* start *

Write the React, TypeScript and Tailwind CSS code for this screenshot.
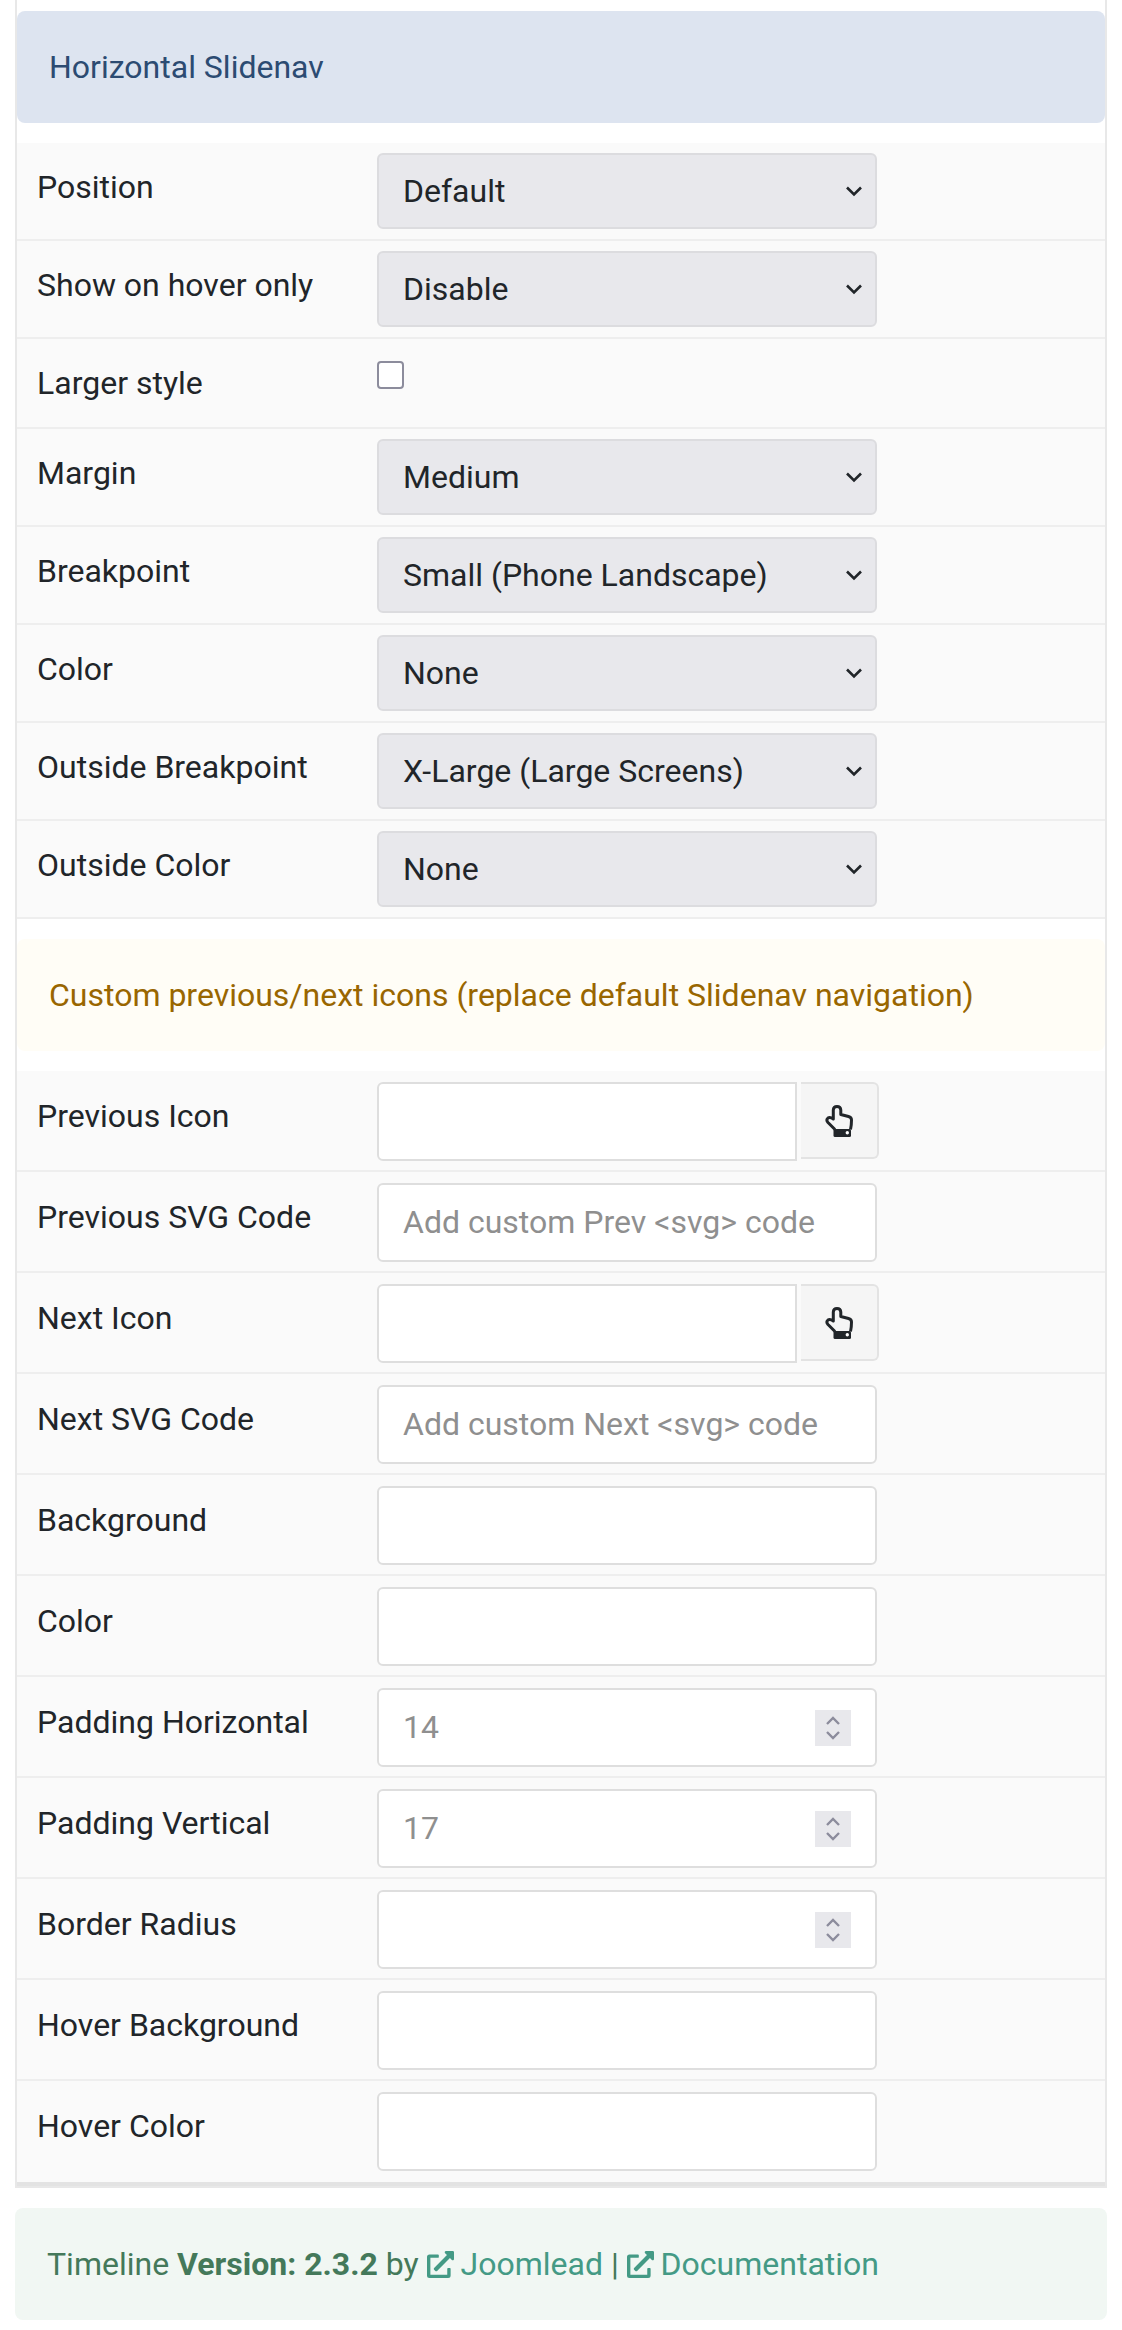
import { FaExternalLinkAlt } from 'react-icons/fa';

const Chevron = () => (
  <svg className="absolute right-[14px] top-1/2 -translate-y-1/2 text-[#212529] pointer-events-none" width="18" height="12" viewBox="0 0 18 12" fill="none">
    <path d="M2 2.5 L9 9.5 L16 2.5" stroke="currentColor" strokeWidth="2.6" />
  </svg>
);

const Spinner = () => (
  <div className="absolute right-[26px] top-1/2 -translate-y-1/2 w-9 h-9 bg-[#e8e8ec] flex items-center justify-center pointer-events-none">
    <svg width="16" height="26" viewBox="0 0 16 26" fill="none" className="text-[#8c8c9c]">
      <path d="M2 9 L8 3 L14 9 M2 17 L8 23 L14 17" stroke="currentColor" strokeWidth="2.4" />
    </svg>
  </div>
);

const HandIcon = () => (
  <svg width="28" height="32" viewBox="0 0 28 32" fill="none" className="text-[#212529]">
    <path
      d="M10 24.5 L3 17.5 Q0.8 15 3 13 Q5 11.5 8.3 14 L8.3 5 Q8.5 1.6 12 1.6 Q15.6 1.6 15.8 5 L15.8 9.5 L23.5 11.5 Q26.5 12.3 26.5 15 Q26.5 20 25.5 24.5"
      stroke="currentColor"
      strokeWidth="3"
      strokeLinejoin="round"
    />
    <rect x="8.5" y="24" width="17.5" height="8" rx="1.5" fill="currentColor" />
    <circle cx="22.3" cy="27.8" r="1.7" fill="white" />
  </svg>
);

const Row = ({ label, tall, children }: { label: string; tall?: boolean; children: React.ReactNode }) => (
  <div className={`flex bg-[#fafafa] border-b-2 border-[#eeeeee] ${tall ? 'pt-[11px] pb-[9px] last:pb-[11px] last:border-b-0' : 'py-[10px]'}`}>
    <div className="w-[360px] pl-5 pt-[14px] shrink-0 text-[32px] leading-[40px] text-[#212529]">{label}</div>
    {children}
  </div>
);

const SelectRow = ({ label, value }: { label: string; value: string }) => (
  <Row label={label}>
    <div className="relative w-[500px] h-[76px]">
      <select className="w-full h-full appearance-none bg-[#e8e8ec] border-2 border-[#dcdcdf] rounded-[6px] pl-[24px] text-[32px] text-[#212529]" defaultValue={value}>
        <option>{value}</option>
      </select>
      <Chevron />
    </div>
  </Row>
);

const inputClass = 'w-full h-[79px] bg-white border-2 border-[#dedede] rounded-[6px] pl-[24px] pb-[2px] text-[32px] text-[#212529] placeholder:text-[#8f8f8f]';

const TextRow = ({ label, placeholder }: { label: string; placeholder?: string }) => (
  <Row label={label} tall>
    <div className="w-[500px]">
      <input type="text" className={inputClass} placeholder={placeholder} />
    </div>
  </Row>
);

const NumberRow = ({ label, placeholder }: { label: string; placeholder?: string }) => (
  <Row label={label} tall>
    <div className="relative w-[500px]">
      <input type="text" className={inputClass} placeholder={placeholder} />
      <Spinner />
    </div>
  </Row>
);

const IconRow = ({ label }: { label: string }) => (
  <Row label={label} tall>
    <div className="flex">
      <input type="text" className="w-[420px] h-[79px] bg-white border-2 border-[#dedede] rounded-l-[6px]" />
      <button className="ml-[4px] w-[78px] h-[77px] bg-[#f5f5f5] border-2 border-l-0 border-[#e3e3e3] rounded-r-[6px] flex items-center justify-center">
        <HandIcon />
      </button>
    </div>
  </Row>
);

export default function App() {
  return (
    <div className="w-[1122px] bg-white font-['Roboto',sans-serif] pb-[10px]">
      <div className="mx-[15px] border-x-2 border-b-2 border-[#e8e8e8] pt-[11px]">
        <div className="h-[112px] bg-[#dde4f0] rounded-[8px] pl-[32px] flex items-center text-[32px] text-[#2c4b72]">Horizontal Slidenav</div>
        <div className="mt-5">
          <SelectRow label="Position" value="Default" />
          <SelectRow label="Show on hover only" value="Disable" />
          <div className="flex bg-[#fafafa] border-b-2 border-[#eeeeee] h-[90px]">
            <div className="w-[360px] pl-5 pt-[24px] shrink-0 text-[32px] leading-[40px] text-[#212529]">Larger style</div>
            <input type="checkbox" className="appearance-none w-[27px] h-[28px] mt-[22px] bg-white border-2 border-[#8c8c9c] rounded-[4px]" />
          </div>
          <SelectRow label="Margin" value="Medium" />
          <SelectRow label="Breakpoint" value="Small (Phone Landscape)" />
          <SelectRow label="Color" value="None" />
          <SelectRow label="Outside Breakpoint" value="X-Large (Large Screens)" />
          <SelectRow label="Outside Color" value="None" />
        </div>
        <div className="mt-5 h-[112px] bg-[#fffdf6] rounded-[8px] pl-[32px] flex items-center text-[32px] text-[#996600]">Custom previous/next icons (replace default Slidenav navigation)</div>
        <div className="mt-5">
          <IconRow label="Previous Icon" />
          <TextRow label="Previous SVG Code" placeholder="Add custom Prev <svg> code" />
          <IconRow label="Next Icon" />
          <TextRow label="Next SVG Code" placeholder="Add custom Next <svg> code" />
          <TextRow label="Background" />
          <TextRow label="Color" />
          <NumberRow label="Padding Horizontal" placeholder="14" />
          <NumberRow label="Padding Vertical" placeholder="17" />
          <NumberRow label="Border Radius" />
          <TextRow label="Hover Background" />
          <TextRow label="Hover Color" />
        </div>
        <div className="h-1 bg-[#e3e3e3]" />
      </div>
      <div className="mx-[15px] mt-5 h-[112px] bg-[#f1f7f3] rounded-[8px] pl-8 flex items-center text-[32px] text-[#44795a] whitespace-pre">
        Timeline <b className="font-bold">Version: 2.3.2</b> by <FaExternalLinkAlt size={27} className="text-[#449a85] -mr-px" /><span className="text-[#449a85]"> Joomlead</span> | <FaExternalLinkAlt size={27} className="text-[#449a85] -mr-px" /><span className="text-[#449a85]"> Documentation</span>
      </div>
    </div>
  );
}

* end *

#### [Directive]
Go through the material above and print all of it exactly, except the pictures.

#### [Complete response]
Write the React, TypeScript and Tailwind CSS code for this screenshot.
import { FaExternalLinkAlt } from 'react-icons/fa';

const Chevron = () => (
  <svg className="absolute right-[14px] top-1/2 -translate-y-1/2 text-[#212529] pointer-events-none" width="18" height="12" viewBox="0 0 18 12" fill="none">
    <path d="M2 2.5 L9 9.5 L16 2.5" stroke="currentColor" strokeWidth="2.6" />
  </svg>
);

const Spinner = () => (
  <div className="absolute right-[26px] top-1/2 -translate-y-1/2 w-9 h-9 bg-[#e8e8ec] flex items-center justify-center pointer-events-none">
    <svg width="16" height="26" viewBox="0 0 16 26" fill="none" className="text-[#8c8c9c]">
      <path d="M2 9 L8 3 L14 9 M2 17 L8 23 L14 17" stroke="currentColor" strokeWidth="2.4" />
    </svg>
  </div>
);

const HandIcon = () => (
  <svg width="28" height="32" viewBox="0 0 28 32" fill="none" className="text-[#212529]">
    <path
      d="M10 24.5 L3 17.5 Q0.8 15 3 13 Q5 11.5 8.3 14 L8.3 5 Q8.5 1.6 12 1.6 Q15.6 1.6 15.8 5 L15.8 9.5 L23.5 11.5 Q26.5 12.3 26.5 15 Q26.5 20 25.5 24.5"
      stroke="currentColor"
      strokeWidth="3"
      strokeLinejoin="round"
    />
    <rect x="8.5" y="24" width="17.5" height="8" rx="1.5" fill="currentColor" />
    <circle cx="22.3" cy="27.8" r="1.7" fill="white" />
  </svg>
);

const Row = ({ label, tall, children }: { label: string; tall?: boolean; children: React.ReactNode }) => (
  <div className={`flex bg-[#fafafa] border-b-2 border-[#eeeeee] ${tall ? 'pt-[11px] pb-[9px] last:pb-[11px] last:border-b-0' : 'py-[10px]'}`}>
    <div className="w-[360px] pl-5 pt-[14px] shrink-0 text-[32px] leading-[40px] text-[#212529]">{label}</div>
    {children}
  </div>
);

const SelectRow = ({ label, value }: { label: string; value: string }) => (
  <Row label={label}>
    <div className="relative w-[500px] h-[76px]">
      <select className="w-full h-full appearance-none bg-[#e8e8ec] border-2 border-[#dcdcdf] rounded-[6px] pl-[24px] text-[32px] text-[#212529]" defaultValue={value}>
        <option>{value}</option>
      </select>
      <Chevron />
    </div>
  </Row>
);

const inputClass = 'w-full h-[79px] bg-white border-2 border-[#dedede] rounded-[6px] pl-[24px] pb-[2px] text-[32px] text-[#212529] placeholder:text-[#8f8f8f]';

const TextRow = ({ label, placeholder }: { label: string; placeholder?: string }) => (
  <Row label={label} tall>
    <div className="w-[500px]">
      <input type="text" className={inputClass} placeholder={placeholder} />
    </div>
  </Row>
);

const NumberRow = ({ label, placeholder }: { label: string; placeholder?: string }) => (
  <Row label={label} tall>
    <div className="relative w-[500px]">
      <input type="text" className={inputClass} placeholder={placeholder} />
      <Spinner />
    </div>
  </Row>
);

const IconRow = ({ label }: { label: string }) => (
  <Row label={label} tall>
    <div className="flex">
      <input type="text" className="w-[420px] h-[79px] bg-white border-2 border-[#dedede] rounded-l-[6px]" />
      <button className="ml-[4px] w-[78px] h-[77px] bg-[#f5f5f5] border-2 border-l-0 border-[#e3e3e3] rounded-r-[6px] flex items-center justify-center">
        <HandIcon />
      </button>
    </div>
  </Row>
);

export default function App() {
  return (
    <div className="w-[1122px] bg-white font-['Roboto',sans-serif] pb-[10px]">
      <div className="mx-[15px] border-x-2 border-b-2 border-[#e8e8e8] pt-[11px]">
        <div className="h-[112px] bg-[#dde4f0] rounded-[8px] pl-[32px] flex items-center text-[32px] text-[#2c4b72]">Horizontal Slidenav</div>
        <div className="mt-5">
          <SelectRow label="Position" value="Default" />
          <SelectRow label="Show on hover only" value="Disable" />
          <div className="flex bg-[#fafafa] border-b-2 border-[#eeeeee] h-[90px]">
            <div className="w-[360px] pl-5 pt-[24px] shrink-0 text-[32px] leading-[40px] text-[#212529]">Larger style</div>
            <input type="checkbox" className="appearance-none w-[27px] h-[28px] mt-[22px] bg-white border-2 border-[#8c8c9c] rounded-[4px]" />
          </div>
          <SelectRow label="Margin" value="Medium" />
          <SelectRow label="Breakpoint" value="Small (Phone Landscape)" />
          <SelectRow label="Color" value="None" />
          <SelectRow label="Outside Breakpoint" value="X-Large (Large Screens)" />
          <SelectRow label="Outside Color" value="None" />
        </div>
        <div className="mt-5 h-[112px] bg-[#fffdf6] rounded-[8px] pl-[32px] flex items-center text-[32px] text-[#996600]">Custom previous/next icons (replace default Slidenav navigation)</div>
        <div className="mt-5">
          <IconRow label="Previous Icon" />
          <TextRow label="Previous SVG Code" placeholder="Add custom Prev <svg> code" />
          <IconRow label="Next Icon" />
          <TextRow label="Next SVG Code" placeholder="Add custom Next <svg> code" />
          <TextRow label="Background" />
          <TextRow label="Color" />
          <NumberRow label="Padding Horizontal" placeholder="14" />
          <NumberRow label="Padding Vertical" placeholder="17" />
          <NumberRow label="Border Radius" />
          <TextRow label="Hover Background" />
          <TextRow label="Hover Color" />
        </div>
        <div className="h-1 bg-[#e3e3e3]" />
      </div>
      <div className="mx-[15px] mt-5 h-[112px] bg-[#f1f7f3] rounded-[8px] pl-8 flex items-center text-[32px] text-[#44795a] whitespace-pre">
        Timeline <b className="font-bold">Version: 2.3.2</b> by <FaExternalLinkAlt size={27} className="text-[#449a85] -mr-px" /><span className="text-[#449a85]"> Joomlead</span> | <FaExternalLinkAlt size={27} className="text-[#449a85] -mr-px" /><span className="text-[#449a85]"> Documentation</span>
      </div>
    </div>
  );
}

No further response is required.